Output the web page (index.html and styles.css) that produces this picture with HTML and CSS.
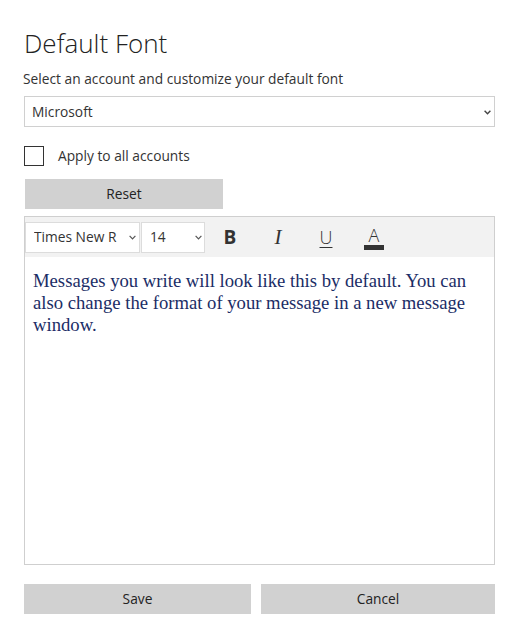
FILE: index.html
```html
<!DOCTYPE html>
<html>
<head>
<meta charset="utf-8">
<link rel="stylesheet" href="styles.css">
</head>
<body>
<div class="page">
  <h1 class="title">Default Font</h1>
  <p class="subtitle">Select an account and customize your default font</p>
  <div class="select-wrap account-wrap">
    <select class="account">
      <option>Microsoft</option>
    </select>
    <svg class="chev" width="7" height="5" viewBox="0 0 7 5"><path d="M0.6 0.8 L3.5 3.8 L6.4 0.8" fill="none" stroke="#444" stroke-width="1.4"/></svg>
  </div>
  <label class="check-row">
    <span class="checkbox"></span>
    <span class="check-label">Apply to all accounts</span>
  </label>
  <button class="btn reset">Reset</button>
  <div class="editor">
    <div class="toolbar">
      <div class="select-wrap font-name">
        <select class="tb-select"><option>Times New R</option></select>
        <svg class="chev" width="7" height="5" viewBox="0 0 7 5"><path d="M0.6 0.8 L3.5 3.8 L6.4 0.8" fill="none" stroke="#555" stroke-width="1.2"/></svg>
      </div>
      <div class="select-wrap font-size">
        <select class="tb-select"><option>14</option></select>
        <svg class="chev" width="7" height="5" viewBox="0 0 7 5"><path d="M0.6 0.8 L3.5 3.8 L6.4 0.8" fill="none" stroke="#555" stroke-width="1.2"/></svg>
      </div>
      <span class="tb-btn bold">B</span>
      <span class="tb-btn italic">I</span>
      <span class="tb-btn underline">U</span>
      <span class="tb-btn color"><span class="color-a">A</span><span class="color-bar"></span></span>
    </div>
    <div class="preview">Messages you write will look like this by default. You can also change the format of your message in a new message window.</div>
  </div>
  <div class="actions">
    <button class="btn">Save</button>
    <button class="btn">Cancel</button>
  </div>
</div>
</body>
</html>
```
FILE: styles.css
```css
* { box-sizing: border-box; }
html, body { margin: 0; background: #fff; }
body { font-family: "Open Sans", "Noto Sans", sans-serif; color: #333; }
.page { padding: 27px 23px 0 24px; width: 518px; }
.title {
  margin: 0; font-size: 26px; line-height: 32px; font-weight: 300; color: #222;
  margin-left: 0;
}
.subtitle { margin: 10px 0 0; font-size: 13.75px; line-height: 20px; color: #333; margin-left: -1px; }
.select-wrap { position: relative; }
.select-wrap select { -webkit-appearance: none; appearance: none; }
.chev { position: absolute; top: 50%; margin-top: -2px; right: 4px; }
.account-wrap { margin-top: 7px; width: 471px; height: 31px; }
.account-wrap .chev { right: 4px; }
.account {
  display: block; width: 100%; height: 31px;
  border: 1px solid #d0d0d0; border-radius: 0; background: #fff;
  font-family: inherit; font-size: 13.75px; color: #333; padding: 0 7px; outline: none;
}
.check-row { display: flex; align-items: center; margin-top: 19px; height: 20px; }
.checkbox { width: 20px; height: 20px; border: 1px solid #333; background: #fff; }
.check-label { margin-left: 14px; font-size: 13.75px; color: #333; margin-top: -1px; }
.btn {
  display: block; height: 30px; border: 0; border-radius: 0; background: #d1d1d1;
  font-family: inherit; font-size: 13.75px; color: #222; padding: 0 0 2px;
}
.reset { margin: 13px 0 0 1px; width: 198px; }
.editor {
  margin-top: 7px; width: 471px; height: 349px; border: 1px solid #cfcfcf; background: #fff;
  display: flex; flex-direction: column;
}
.toolbar {
  height: 40px; background: #f2f2f2; display: flex; align-items: center;
}
.tb-select {
  display: block; width: 100%; height: 31px; border: 1px solid #dcdcdc; border-radius: 0; background: #fff;
  font-family: inherit; font-size: 13.75px; color: #333; padding: 0 8px 1px; outline: none;
}
.font-name { width: 115px; }
.font-name .chev { right: 4px; }
.font-size { width: 64px; margin-left: 1px; }
.font-size .chev { right: 3px; }
.tb-btn {
  width: 48px; height: 40px; display: flex; align-items: center; justify-content: center;
  color: #333;
}
.bold { font-family: "Open Sans", sans-serif; font-weight: 700; font-size: 19px; margin-left: 1px; }
.italic { font-family: "Liberation Serif", serif; font-style: italic; font-size: 21px; }
.underline { font-size: 18px; font-weight: 300; text-decoration: underline; text-underline-offset: 3px; text-decoration-thickness: 1px; }
.color { flex-direction: column; }
.color-a { font-size: 18px; font-weight: 300; line-height: 18px; margin-top: 2px; }
.color-bar { width: 20px; height: 5px; background: #333; margin-top: 1px; }
.preview {
  padding: 13px 8px 0 8px; font-family: "Liberation Serif", "Times New Roman", serif;
  font-size: 18.67px; line-height: 22px; color: #1b2d66;
}
.actions { display: grid; grid-template-columns: 227px 234px; column-gap: 10px; margin-top: 19px; }
```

### Task requirements:
From start to finish, output the listing exactly, but omit its pictures.

### Output of the task:
Output the web page (index.html and styles.css) that produces this picture with HTML and CSS.
FILE: index.html
```html
<!DOCTYPE html>
<html>
<head>
<meta charset="utf-8">
<link rel="stylesheet" href="styles.css">
</head>
<body>
<div class="page">
  <h1 class="title">Default Font</h1>
  <p class="subtitle">Select an account and customize your default font</p>
  <div class="select-wrap account-wrap">
    <select class="account">
      <option>Microsoft</option>
    </select>
    <svg class="chev" width="7" height="5" viewBox="0 0 7 5"><path d="M0.6 0.8 L3.5 3.8 L6.4 0.8" fill="none" stroke="#444" stroke-width="1.4"/></svg>
  </div>
  <label class="check-row">
    <span class="checkbox"></span>
    <span class="check-label">Apply to all accounts</span>
  </label>
  <button class="btn reset">Reset</button>
  <div class="editor">
    <div class="toolbar">
      <div class="select-wrap font-name">
        <select class="tb-select"><option>Times New R</option></select>
        <svg class="chev" width="7" height="5" viewBox="0 0 7 5"><path d="M0.6 0.8 L3.5 3.8 L6.4 0.8" fill="none" stroke="#555" stroke-width="1.2"/></svg>
      </div>
      <div class="select-wrap font-size">
        <select class="tb-select"><option>14</option></select>
        <svg class="chev" width="7" height="5" viewBox="0 0 7 5"><path d="M0.6 0.8 L3.5 3.8 L6.4 0.8" fill="none" stroke="#555" stroke-width="1.2"/></svg>
      </div>
      <span class="tb-btn bold">B</span>
      <span class="tb-btn italic">I</span>
      <span class="tb-btn underline">U</span>
      <span class="tb-btn color"><span class="color-a">A</span><span class="color-bar"></span></span>
    </div>
    <div class="preview">Messages you write will look like this by default. You can also change the format of your message in a new message window.</div>
  </div>
  <div class="actions">
    <button class="btn">Save</button>
    <button class="btn">Cancel</button>
  </div>
</div>
</body>
</html>
```
FILE: styles.css
```css
* { box-sizing: border-box; }
html, body { margin: 0; background: #fff; }
body { font-family: "Open Sans", "Noto Sans", sans-serif; color: #333; }
.page { padding: 27px 23px 0 24px; width: 518px; }
.title {
  margin: 0; font-size: 26px; line-height: 32px; font-weight: 300; color: #222;
  margin-left: 0;
}
.subtitle { margin: 10px 0 0; font-size: 13.75px; line-height: 20px; color: #333; margin-left: -1px; }
.select-wrap { position: relative; }
.select-wrap select { -webkit-appearance: none; appearance: none; }
.chev { position: absolute; top: 50%; margin-top: -2px; right: 4px; }
.account-wrap { margin-top: 7px; width: 471px; height: 31px; }
.account-wrap .chev { right: 4px; }
.account {
  display: block; width: 100%; height: 31px;
  border: 1px solid #d0d0d0; border-radius: 0; background: #fff;
  font-family: inherit; font-size: 13.75px; color: #333; padding: 0 7px; outline: none;
}
.check-row { display: flex; align-items: center; margin-top: 19px; height: 20px; }
.checkbox { width: 20px; height: 20px; border: 1px solid #333; background: #fff; }
.check-label { margin-left: 14px; font-size: 13.75px; color: #333; margin-top: -1px; }
.btn {
  display: block; height: 30px; border: 0; border-radius: 0; background: #d1d1d1;
  font-family: inherit; font-size: 13.75px; color: #222; padding: 0 0 2px;
}
.reset { margin: 13px 0 0 1px; width: 198px; }
.editor {
  margin-top: 7px; width: 471px; height: 349px; border: 1px solid #cfcfcf; background: #fff;
  display: flex; flex-direction: column;
}
.toolbar {
  height: 40px; background: #f2f2f2; display: flex; align-items: center;
}
.tb-select {
  display: block; width: 100%; height: 31px; border: 1px solid #dcdcdc; border-radius: 0; background: #fff;
  font-family: inherit; font-size: 13.75px; color: #333; padding: 0 8px 1px; outline: none;
}
.font-name { width: 115px; }
.font-name .chev { right: 4px; }
.font-size { width: 64px; margin-left: 1px; }
.font-size .chev { right: 3px; }
.tb-btn {
  width: 48px; height: 40px; display: flex; align-items: center; justify-content: center;
  color: #333;
}
.bold { font-family: "Open Sans", sans-serif; font-weight: 700; font-size: 19px; margin-left: 1px; }
.italic { font-family: "Liberation Serif", serif; font-style: italic; font-size: 21px; }
.underline { font-size: 18px; font-weight: 300; text-decoration: underline; text-underline-offset: 3px; text-decoration-thickness: 1px; }
.color { flex-direction: column; }
.color-a { font-size: 18px; font-weight: 300; line-height: 18px; margin-top: 2px; }
.color-bar { width: 20px; height: 5px; background: #333; margin-top: 1px; }
.preview {
  padding: 13px 8px 0 8px; font-family: "Liberation Serif", "Times New Roman", serif;
  font-size: 18.67px; line-height: 22px; color: #1b2d66;
}
.actions { display: grid; grid-template-columns: 227px 234px; column-gap: 10px; margin-top: 19px; }
```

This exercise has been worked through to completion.